There are many humans I find more opaque than this. What’s more, the idea that it is impossible to know what non-human animals are feeling or thinking can serve as cover for their exploitation, domination and extermination. Do we really know nothing of how animals, even animals as physiologically different from us as lizards or bats, feel about the burning of their forests, the melting of their ice floes, the contamination of their water? Or is it that we do know, and simply fear what acknowledging it would mean?
In sex of all things, where humans so often misconstrue what other humans want, where the temptation to project our fantasies and images onto the other is always pressing, where coercion and control figure all too easily – can we ever trust ourselves to know, really know, what an animal wants? Perhaps one day there will be members of the animal species Homo sapiens who are able to have sex with other animal species in a way that has nothing to do with the will to dominate, fetishise or transgress. If so, I think, those people would be of our species, but not of our kind.

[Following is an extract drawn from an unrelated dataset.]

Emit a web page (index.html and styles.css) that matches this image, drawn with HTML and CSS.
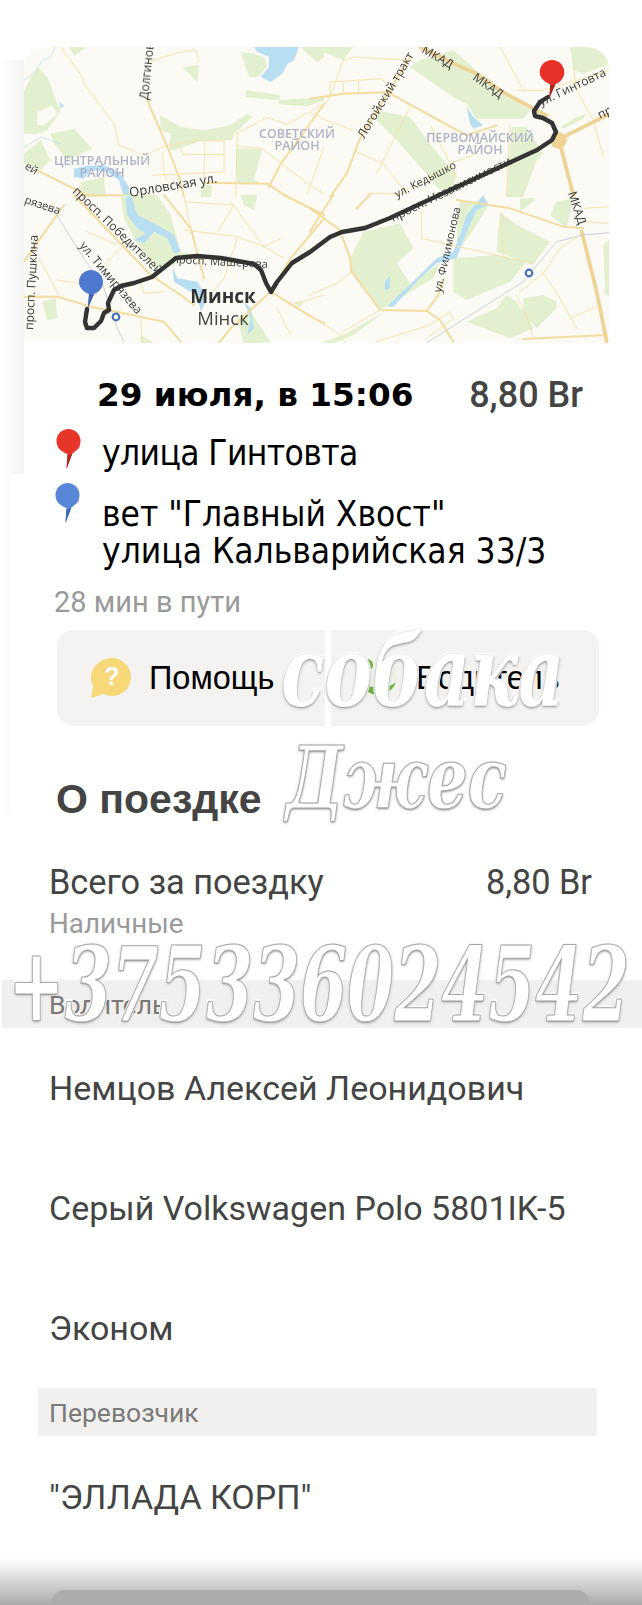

One thing I am undecided about is whether it was right to get Goose spayed. I have little doubt that, like most creatures, she has within her the instinct for reproduction. But I also know that Goose, like any human, is more than a bundle of instincts, that she has a sense of the good life that extends beyond the mere satisfaction of urges. When she is finally let out after a spell of confinement – for example, after finishing her first season, when she had to be kept on the lead in case any ‘entire’ male dog ‘got to’ her – she doesn’t simply romp or run: she dances. What Goose loves most of all, I sense, is the feeling of freedom. Spaying her means, I hope, that her body will remain hers, that she will not have to repurpose it, weigh it down, for anyone else. After all, Goose is no more a creature of nature than I am.